What Type of Severity?
Mayo’s (1996, 2018) error statistical conceptualization of severity is not the only one out there! Other types of severity have been proposed by Bandyopadhyay and Brittan (2006), Hellman (1997, p. 198), Hitchcock and Sober (2004, pp. 23-25), Horwich (1982, p. 105), Lakatos (1968, p. 382), Laudan (1997, p. 314), Popper (1962, 1983), and van Dongen et al. (2023). Furthermore, preregistration may not facilitate the transparent evaluation of these other types of severity. In my recent article, I illustrate this point by showing that, although preregistration can facilitate the transparent evaluation of Mayoian severity, it does not improve the transparent evaluation of Popperian severity.
I show that a valid measurement of Popperian severity can be made using a potentially p-hacked result, a potentially HARKed hypothesis, and potentially biased background knowledge. In addition, I show that Popper’s "requirement of sincerity" can be transparently evaluated during a public critical rational discussion among scientists. Preregistration does not facilitate a transparent evaluation in either case because neither evaluation requires knowledge of the researcher’s planned approach or unreported biasing selection effects.
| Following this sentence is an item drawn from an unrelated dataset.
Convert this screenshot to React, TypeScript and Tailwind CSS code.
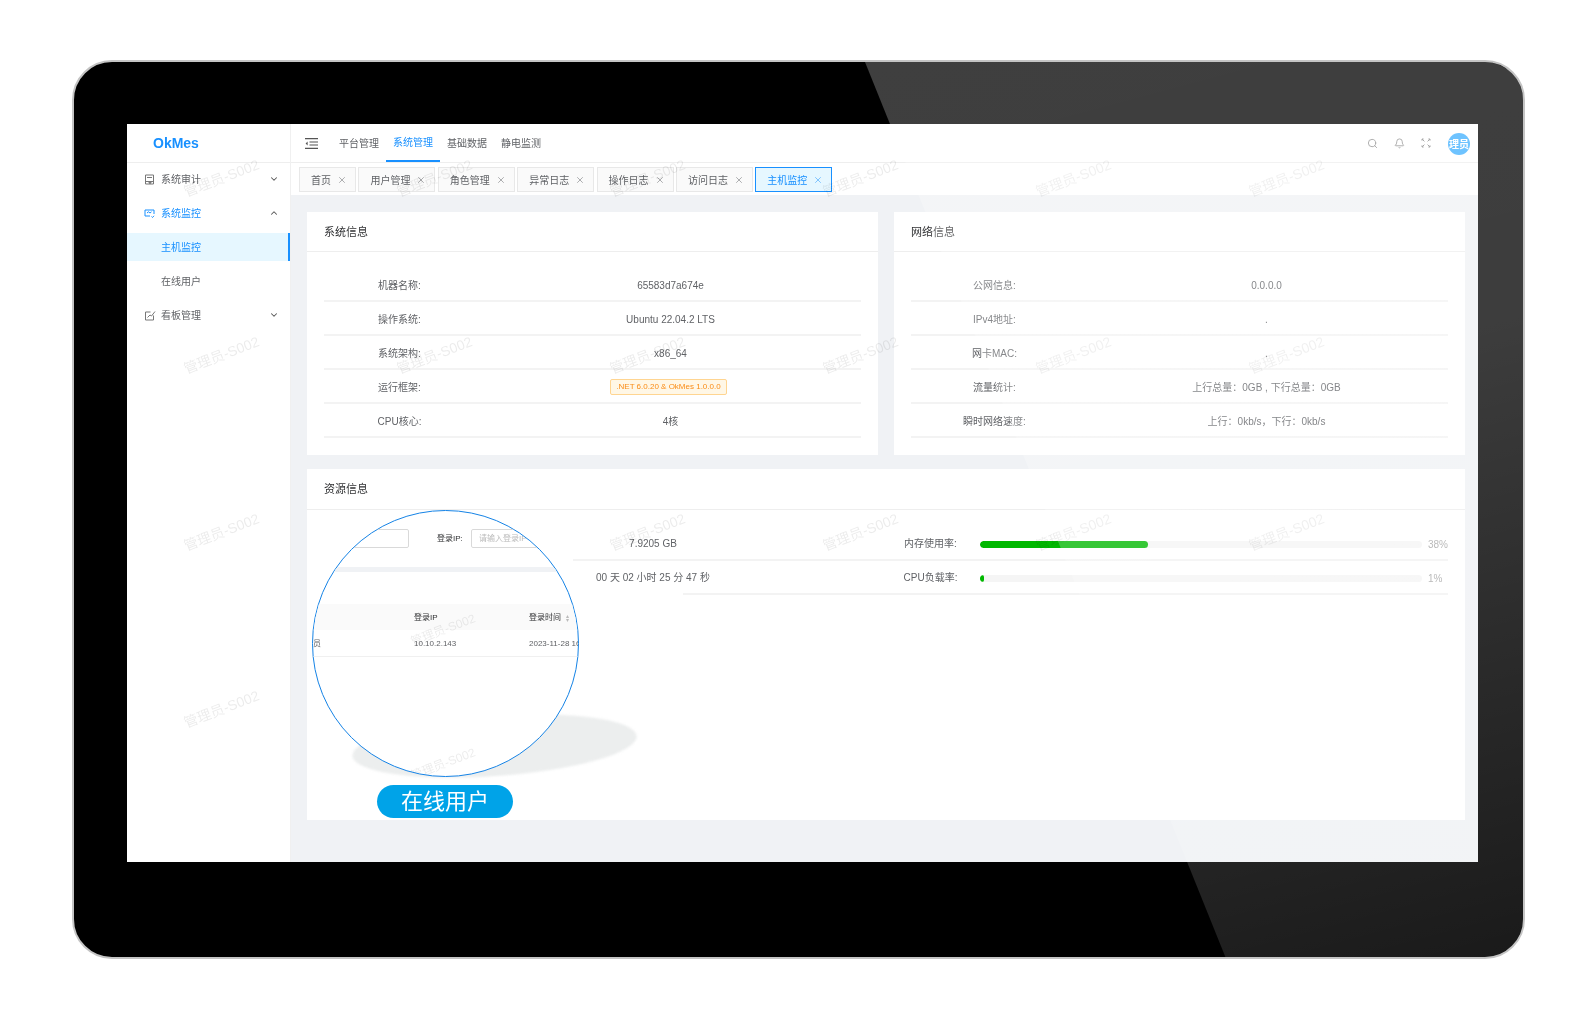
import { Bell, ChevronDown, ChevronUp, Search, X } from "lucide-react";

const FONT = "font-['Liberation_Sans','Noto_Sans_CJK_SC',sans-serif]";

const TOP_MENUS = ["平台管理", "系统管理", "基础数据", "静电监测"];
const TABS = ["首页", "用户管理", "角色管理", "异常日志", "操作日志", "访问日志", "主机监控"];

const SYSTEM_ROWS = [
  { label: "机器名称:", value: "65583d7a674e" },
  { label: "操作系统:", value: "Ubuntu 22.04.2 LTS" },
  { label: "系统架构:", value: "x86_64" },
  { label: "运行框架:", value: "tag" },
  { label: "CPU核心:", value: "4核" },
];

const NETWORK_ROWS = [
  { label: "公网信息:", value: "0.0.0.0" },
  { label: "IPv4地址:", value: "." },
  { label: "网卡MAC:", value: "." },
  { label: "流量统计:", value: "上行总量\uFF1A0GB , 下行总量\uFF1A0GB" },
  { label: "瞬时网络速度:", value: "上行\uFF1A0kb/s\uFF0C下行\uFF1A0kb/s" },
];

// which watermarks show through, one entry per row of the grid
const WATERMARKS = [
  [1, 1, 1, 1, 1, 1],
  [1, 1, 1, 1, 1, 1],
  [1, 0, 1, 1, 1, 1],
  [1, 0, 0, 0, 0, 0],
];

function AuditIcon() {
  return (
    <svg width="11" height="11" viewBox="0 0 11 11" fill="none" stroke="#777" strokeWidth="1">
      <path d="M1.5 10V1h8v9z" />
      <path d="M3 3.5h5M1.5 7.5h8" />
      <circle cx="6" cy="8.5" r="1" fill="#777" />
    </svg>
  );
}

function MonitorIcon() {
  return (
    <svg width="11" height="11" viewBox="0 0 11 11" fill="none" stroke="#1890ff" strokeWidth="1">
      <path d="M6 8H1V2h9v4" />
      <path d="M3 5l1.5-1.2L6 5l1.5-1.2" />
      <path d="M7.5 8.5l1 1 1.5-1.7" />
    </svg>
  );
}

function BoardIcon() {
  return (
    <svg width="12" height="11" viewBox="0 0 12 11" fill="none" stroke="#777" strokeWidth="1">
      <path d="M9.5 5.5V10h-8V2h5" />
      <path d="M3.5 7.5L6 5l1.5 1L11 1.5" />
    </svg>
  );
}

function CollapseIcon() {
  return (
    <svg width="13" height="11" viewBox="0 0 13 11" fill="none" stroke="#555" strokeWidth="1.2">
      <path d="M0 .6h13M4.5 4h8.5M4.5 7h8.5M0 10.4h13" />
      <path d="M2.6 3.6L.6 5.5l2 1.9z" fill="#555" stroke="none" />
    </svg>
  );
}

function ExpandIcon() {
  return (
    <svg width="10" height="10" viewBox="0 0 10 10" fill="none" stroke="#8c8c8c" strokeWidth="1">
      <path d="M1 1l2.4 2.4M9 1L6.6 3.4M1 9l2.4-2.4M9 9L6.6 6.6" />
      <path d="M1 2.6V1h1.6M9 2.6V1H7.4M1 7.4V9h1.6M9 7.4V9H7.4" />
    </svg>
  );
}

function Sidebar() {
  return (
    <aside className="w-[164px] shrink-0 bg-white border-r border-[#f0f0f0] flex flex-col">
      <div className="h-[39px] shrink-0 border-b border-[#eeeeee] flex items-center pl-[26px] pt-[1px] font-bold text-[14px] text-[#1890ff]">
        OkMes
      </div>
      <div className="-mt-[1px] text-[10px] text-[#606266]">
        <div className="h-[34px] flex items-center pl-[17px] pr-[11px]">
          <AuditIcon />
          <span className="ml-[6px] flex-1">系统审计</span>
          <ChevronDown size={10} strokeWidth={2.5} className="text-[#555]" />
        </div>
        <div className="h-[34px] flex items-center pl-[17px] pr-[11px] text-[#1890ff]">
          <MonitorIcon />
          <span className="ml-[6px] flex-1">系统监控</span>
          <ChevronUp size={10} strokeWidth={2.5} className="text-[#555]" />
        </div>
        <div className="mt-[3px] mb-[3px] h-[28px] flex items-center pl-[34px] bg-[#e6f7ff] border-r-2 border-[#1890ff] text-[#1890ff]">
          主机监控
        </div>
        <div className="h-[34px] flex items-center pl-[34px]">在线用户</div>
        <div className="h-[34px] flex items-center pl-[17px] pr-[11px]">
          <BoardIcon />
          <span className="ml-[5px] flex-1">看板管理</span>
          <ChevronDown size={10} strokeWidth={2.5} className="text-[#555]" />
        </div>
      </div>
    </aside>
  );
}

function TopBar() {
  return (
    <header className="h-[39px] shrink-0 bg-white border-b border-[#eeeeee] flex items-center pl-[14px] pr-[8px]">
      <CollapseIcon />
      <nav className="ml-[14px] flex h-full">
        {TOP_MENUS.map((menu) => (
          <div
            key={menu}
            className={
              menu === "系统管理"
                ? "w-[54px] flex items-center justify-center text-[10px] text-[#1890ff] border-b-2 border-[#1890ff]"
                : "w-[54px] flex items-center justify-center text-[10px] text-[#606266]"
            }
          >
            {menu}
          </div>
        ))}
      </nav>
      <div className="ml-auto flex items-center">
        <Search size={11} className="text-[#8c8c8c]" />
        <Bell size={11} className="ml-[16px] text-[#8c8c8c]" />
        <div className="ml-[16px]">
          <ExpandIcon />
        </div>
        <div className="ml-[17px] mt-[2px] w-[22px] h-[22px] rounded-full bg-[#40b0ff] overflow-hidden flex items-center justify-center text-white text-[10px] font-bold">
          理员
        </div>
      </div>
    </header>
  );
}

function TabBar() {
  return (
    <div className="h-[32px] shrink-0 bg-white flex items-start gap-[2.4px] pl-[8px] pt-[4px]">
      {TABS.map((tab) => (
        <div
          key={tab}
          className={
            tab === "主机监控"
              ? "h-[25px] pl-[11px] pr-[8px] pt-[1px] flex items-center gap-[6px] border border-[#1890ff] bg-[#e6f7ff] text-[10px] text-[#1890ff]"
              : "h-[25px] pl-[11px] pr-[8px] pt-[1px] flex items-center gap-[6px] border border-[#e8e8e8] bg-[#fafafa] text-[10px] text-[#606266]"
          }
        >
          {tab}
          <X size={10} strokeWidth={1.2} />
        </div>
      ))}
    </div>
  );
}

function InfoCard({
  title,
  rows,
  rowClass,
}: {
  title: string;
  rows: { label: string; value: string }[];
  rowClass: string;
}) {
  return (
    <section className="bg-white h-[243px]">
      <div className="h-[40px] border-b border-[#eeeeee] flex items-center px-[17px] pt-[1px] text-[11px] text-[#303133]">
        {title}
      </div>
      <div className="px-[17px] pt-[16px]">
        {rows.map((row) => (
          <div
            key={row.label}
            className={`h-[34px] pt-[2px] border-b-2 border-[#f3f3f3] grid items-center text-center text-[10px] text-[#606266] ${rowClass}`}
          >
            <span>{row.label}</span>
            {row.value === "tag" ? (
              <span className="justify-self-center -translate-x-[2px] h-[16px] px-[5px] flex items-center border border-[#ffd591] bg-[#fff7e6] rounded-[2px] text-[#fa8c16] text-[8px]">
                .NET 6.0.20 &amp; OkMes 1.0.0.0
              </span>
            ) : (
              <span>{row.value}</span>
            )}
          </div>
        ))}
      </div>
    </section>
  );
}

function ResourceCard() {
  return (
    <section className="mt-[14px] bg-white h-[351px]">
      <div className="h-[41px] border-b border-[#eeeeee] flex items-center px-[17px] pt-[1px] text-[11px] text-[#303133]">
        资源信息
      </div>
      <div className="pl-[266px] pr-[17px] pt-[16px] text-[10px] text-[#606266]">
        <div className="h-[33px] pt-[1px] flex items-center">
          <span className="w-[160px] text-center">7.9205 GB</span>
          <span className="ml-[171px] w-[53px] text-center whitespace-nowrap">内存使用率:</span>
          <div className="ml-[23px] mt-[2px] w-[442px] h-[7px] rounded-full bg-[#f5f5f5] overflow-hidden">
            <div className="w-[38%] h-full rounded-full bg-[#00b800]" />
          </div>
          <span className="ml-[6px] mt-[2px] text-[#aaaaaa]">38%</span>
        </div>
        <div className="h-[2px] bg-[#f3f3f3]" />
        <div className="h-[32px] flex items-center">
          <span className="w-[160px] text-center">00 天 02 小时 25 分 47 秒</span>
          <span className="ml-[171px] w-[53px] flex justify-center whitespace-nowrap">CPU负载率:</span>
          <div className="ml-[23px] mt-[3px] w-[442px] h-[7px] rounded-full bg-[#f5f5f5] overflow-hidden">
            <div className="w-[4px] h-full rounded-full bg-[#00b800]" />
          </div>
          <span className="ml-[6px] mt-[3px] text-[#aaaaaa]">1%</span>
        </div>
        <div className="h-[2px] ml-[110px] bg-[#f3f3f3]" />
      </div>
    </section>
  );
}

function Watermarks() {
  return (
    <div className="absolute left-[-12px] top-[-34px] grid grid-cols-[repeat(6,213px)] auto-rows-[177px] pointer-events-none">
      {WATERMARKS.flat().map((on, i) => (
        <div key={i} className="flex items-center justify-center">
          {on ? (
            <span className="-rotate-[21deg] whitespace-nowrap text-[14px] text-black/[0.08]">管理员-S002</span>
          ) : null}
        </div>
      ))}
    </div>
  );
}

// the magnified crop of the online users page, sits over the resource card
function OnlineUsersCallout() {
  return (
    <div className="absolute left-[185px] top-[386px] w-[325px] h-[308px]">
      <div className="absolute left-[40px] top-[206px] w-[285px] h-[60px] rounded-[50%] bg-[#eceeee] blur-[1px] -rotate-[4deg]" />
      <div className="absolute left-0 top-0 w-[267px] h-[267px] rounded-full border-[1.5px] border-[#1583e6] bg-white overflow-hidden text-[8px] text-[#606266]">
        <div className="absolute left-[-20px] top-[18px] w-[116px] h-[19px] border border-[#d9d9d9] rounded-[2px]" />
        <span className="absolute left-[124px] top-[22px] text-[#303133]">登录IP:</span>
        <div className="absolute left-[158px] top-[18px] w-[120px] h-[19px] border border-[#d9d9d9] rounded-[2px] pl-[7px] pt-[1px] flex items-center text-[#bbbbbb]">
          请输入登录IP
        </div>
        <div className="absolute left-0 top-[56px] w-full h-[5px] bg-[#f0f2f5]" />
        <div className="absolute left-0 top-[93px] w-full h-[26px] bg-[#fafafa]" />
        <span className="absolute left-[101px] top-[101px] text-[#303133]">登录IP</span>
        <span className="absolute left-[216px] top-[101px] text-[#303133]">登录时间</span>
        <span className="absolute left-[253px] top-[103px] text-[6px] leading-[4px] text-[#bbbbbb]">▴<br />▾</span>
        <div className="absolute left-0 top-[145px] w-full h-px bg-[#f0f0f0]" />
        <span className="absolute left-0 top-[127px]">员</span>
        <span className="absolute left-[101px] top-[127px]">10.10.2.143</span>
        <span className="absolute left-[216px] top-[127px] whitespace-nowrap">2023-11-28 16</span>
        <span className="absolute left-[96px] top-[110px] -rotate-[21deg] whitespace-nowrap text-[12px] text-black/[0.08]">管理员-S002</span>
        <span className="absolute left-[96px] top-[244px] -rotate-[21deg] whitespace-nowrap text-[12px] text-black/[0.08]">管理员-S002</span>
      </div>
      <div className="absolute left-[65px] top-[275px] w-[136px] h-[33px] rounded-full bg-[#00a3e8] flex items-center justify-center pb-[1px] text-white text-[22px]">
        在线用户
      </div>
    </div>
  );
}

export default function App() {
  return (
    <div className={`${FONT} w-[1596px] h-[1020px] bg-white pl-[72px] pt-[60px] overflow-hidden`}>
      <div className="relative w-[1453px] h-[899px] rounded-[40px] border-2 border-[#c4c4c4] bg-black overflow-hidden pl-[53px] pt-[62px]">
        <div className="relative w-[1351px] h-[738px] flex bg-[#f0f2f5] overflow-hidden blur-[0.35px]">
          <Sidebar />
          <main className="flex-1 flex flex-col min-w-0">
            <TopBar />
            <TabBar />
            <div className="flex-1 pl-[16px] pr-[13px] pt-[17px]">
              <div className="grid grid-cols-2 gap-[16px]">
                <InfoCard title="系统信息" rows={SYSTEM_ROWS} rowClass="grid-cols-[151px_1fr] [&>*:last-child]:ml-[5px]" />
                <InfoCard title="网络信息" rows={NETWORK_ROWS} rowClass="grid-cols-[167px_1fr] [&>*:last-child]:ml-[7px]" />
              </div>
              <ResourceCard />
            </div>
          </main>
          <Watermarks />
          <OnlineUsersCallout />
        </div>
        {/* glass reflection across the bezel and the screen */}
        <div className="absolute inset-0 pointer-events-none bg-[linear-gradient(165deg,rgba(255,255,255,0.25)_0%,rgba(255,255,255,0.24)_50%,rgba(255,255,255,0.1)_100%)] [clip-path:polygon(791px_0,1453px_0,1453px_899px,1153px_899px)]" />
      </div>
    </div>
  );
}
Preregistration When Deviations are Allowed
I also argue that a preregistered test procedure that allows deviations does not provide a more transparent evaluation of Mayoian severity than a non-preregistered procedure. In particular, I consider deviations that are intended to maintain or increase the validity of a test procedure in light of unexpected issues that arise in particular samples of data (e.g., a violation of the assumption of homogeneity). I argue that a test procedure that allows these sample-based validity-enhancing deviations in its implementation will suffer an unknown inflation of its Type I error rate due to the forking paths problem (Gelman & Loken, 2013, 2014). Consequently, the test procedure will have an unknown reduction of its capability to license inferences with Mayoian severity.
I conclude that preregistration does not improve the transparent evaluation of severity in Popper’s philosophy of science or when deviations are allowed.
The Article
Rubin, M. (2025). Preregistration does not improve the transparent evaluation of severity in Popper’s philosophy of science or when deviations are allowed. ArXiv.